Beyond disparities in health management, the study highlights how the impacts of the pandemic extend to encompass adverse effects on household incomes, individual livelihoods, interpersonal relationships, coping skills, and other factors. The quantitative and qualitative data underscore significant economic impacts from loss of employment and household income in the study population, due at least in part to restrictions preventing workers from returning to work. Those repercussions may in turn lead to further stress and additional impacts on health.
The pandemic has upended the lives of scores of people around the world, causing psychosocial distress due to loss of job or income, isolation, stress, and anxiety. Qualitative data collected by the researchers, however, suggest that those with preexisting chronic conditions have often experienced compounding psychosocial effects that exacerbate their illness “They were feeling fear and anxiety that many of us feel during the pandemic, but did not have the resources necessary to also address their chronic disease. And this, of course, could lead to delay in care and later to more severe outcomes,” notes Eggleston.
The study by Eggleston and her collaborators assists health authorities to redesign care delivery models to address the urgent needs of people with chronic conditions. The researchers emphasize the important role that social networks and family members play within the community and at home in monitoring and enhancing self-care behaviors among patients with chronic conditions. They also recommend a three-pronged approach to design resilient healthcare systems during and after COVID-19.
First, develop and implement digital campaigns to disseminate information on how to adopt healthy behaviors, better self-manage chronic conditions, and control COVID-19. Second, decentralize healthcare delivery for people with chronic conditions by involving trained community health workers and using technology-assisted medical interventions along with home monitoring devices to improve health care services.
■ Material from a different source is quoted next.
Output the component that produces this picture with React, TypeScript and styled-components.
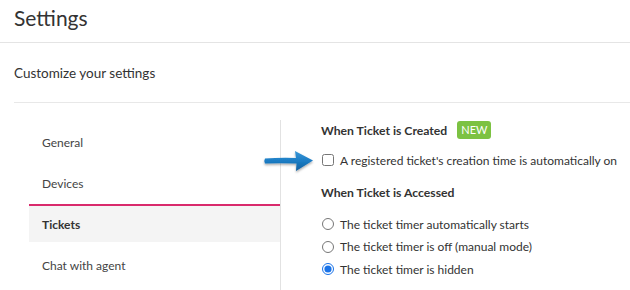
import React from "react";
import styled, { createGlobalStyle } from "styled-components";

const Global = createGlobalStyle`
  html, body { margin: 0; padding: 0; background: #fff; }
  body { font-family: Lato, "Noto Sans", sans-serif; color: #333; }
  * { box-sizing: border-box; }
`;

const Page = styled.div`
  width: 630px;
  height: 290px;
  overflow: hidden;
  position: relative;
`;

const Header = styled.header`
  height: 43px;
  padding-left: 14px;
  display: flex;
  align-items: center;
  border-bottom: 1px solid #e4e4e4;
`;

const Title = styled.h1`
  margin: 0 0 7px;
  font-size: 21px;
  font-weight: 400;
  color: #333;
`;

const SubHeader = styled.div`
  margin-left: 14px;
  height: 60px;
  display: flex;
  align-items: center;
  font-size: 13.5px;
  color: #333;
  border-bottom: 1px solid #e8e8e8;
`;

const Body = styled.div`
  display: flex;
  padding: 17px 0 0 29px;
`;

const Sidebar = styled.nav`
  flex: 0 0 252px;
  border-right: 1px solid #e2e2e2;
  padding-top: 2px;
  display: flex;
  flex-direction: column;
  height: 200px;
`;

const NavItem = styled.div<{ $active?: boolean; $offset?: number }>`
  height: ${(p) => (p.$active ? "38px" : "41px")};
  display: flex;
  align-items: center;
  padding-left: 13px;
  padding-top: ${(p) => p.$offset ?? 0}px;
  font-size: 12px;
  color: ${(p) => (p.$active ? "#333" : "#444")};
  font-weight: ${(p) => (p.$active ? 700 : 400)};
  background: ${(p) => (p.$active ? "#f4f4f4" : "transparent")};
  border-top: ${(p) => (p.$active ? "2px solid #d92a6c" : "none")};
`;

const Content = styled.section`
  padding-left: 40px;
  display: flex;
  flex-direction: column;
  min-width: 0;
  white-space: nowrap;
`;

const SectionTitle = styled.div`
  height: 20px;
  display: flex;
  align-items: center;
  gap: 10px;
  font-size: 12.2px;
  font-weight: 700;
  color: #333;
`;

const Badge = styled.span`
  background: #7cc242;
  color: #fff;
  font-size: 11px;
  font-weight: 400;
  padding: 0 4px;
  height: 18px;
  line-height: 18px;
  border-radius: 3px;
`;

const OptionRow = styled.label<{ $h: number }>`
  height: ${(p) => p.$h}px;
  display: flex;
  align-items: center;
  gap: 6px;
  font-size: 12px;
  color: #333;
  input { margin: 0 0 0 1px; width: 12px; height: 12px; accent-color: #1a73e8; }
`;

const Spacer = styled.div<{ $h: number }>`
  height: ${(p) => p.$h}px;
`;

const Arrow = styled.svg`
  position: absolute;
  left: 262px;
  top: 148px;
`;

export default function App() {
  return (
    <Page>
      <Global />
      <Header>
        <Title>Settings</Title>
      </Header>
      <SubHeader>Customize your settings</SubHeader>
      <Body>
        <Sidebar>
          <NavItem>General</NavItem>
          <NavItem>Devices</NavItem>
          <NavItem $active>Tickets</NavItem>
          <NavItem $offset={5}>Chat with agent</NavItem>
        </Sidebar>
        <Content>
          <SectionTitle>
            When Ticket is Created <Badge>NEW</Badge>
          </SectionTitle>
          <Spacer $h={10} />
          <OptionRow $h={20}>
            <input type="checkbox" />
            A registered ticket's creation time is automatically on
          </OptionRow>
          <Spacer $h={12} />
          <SectionTitle>When Ticket is Accessed</SectionTitle>
          <Spacer $h={11} />
          <OptionRow $h={22}>
            <input type="radio" name="t" />
            The ticket timer automatically starts
          </OptionRow>
          <OptionRow $h={23}>
            <input type="radio" name="t" />
            The ticket timer is off (manual mode)
          </OptionRow>
          <OptionRow $h={22}>
            <input type="radio" name="t" defaultChecked />
            The ticket timer is hidden
          </OptionRow>
        </Content>
      </Body>
      <Arrow width="56" height="28" viewBox="0 0 56 28">
        <defs>
          <linearGradient id="ag" x1="0" y1="0" x2="0" y2="1">
            <stop offset="0" stopColor="#3a98d8" />
            <stop offset="0.5" stopColor="#1b7cc4" />
            <stop offset="1" stopColor="#0f5f9e" />
          </linearGradient>
          <filter id="sh" x="-20%" y="-40%" width="140%" height="180%">
            <feDropShadow dx="0" dy="1.5" stdDeviation="1.2" floodColor="#000" floodOpacity="0.35" />
          </filter>
        </defs>
        <path
          d="M3 10.5 Q18 9.5 34 10 L33 3 L51 12.5 L34 23 L34.5 15.5 Q18 15 3 15.5 Q1.5 13 3 10.5 Z"
          fill="url(#ag)"
          filter="url(#sh)"
        />
      </Arrow>
    </Page>
  );
}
And third, provide effective social and economic support for people with chronic conditions, particularly rural communities, the elderly, and those with severe mental health problems.
The study underscores the need for greater investment in prevention efforts and strengthening primary care to reduce the burden of noncommunicable diseases and enhance resilience against future pandemics. "Whole health systems need to adjust and adopt a prevention-focused approach, which is a challenge everywhere," Eggleston says. Building upon strategies that have been proven to be successful during the pandemic may lead to more resilient, productive, and humane health systems going forward, she concludes.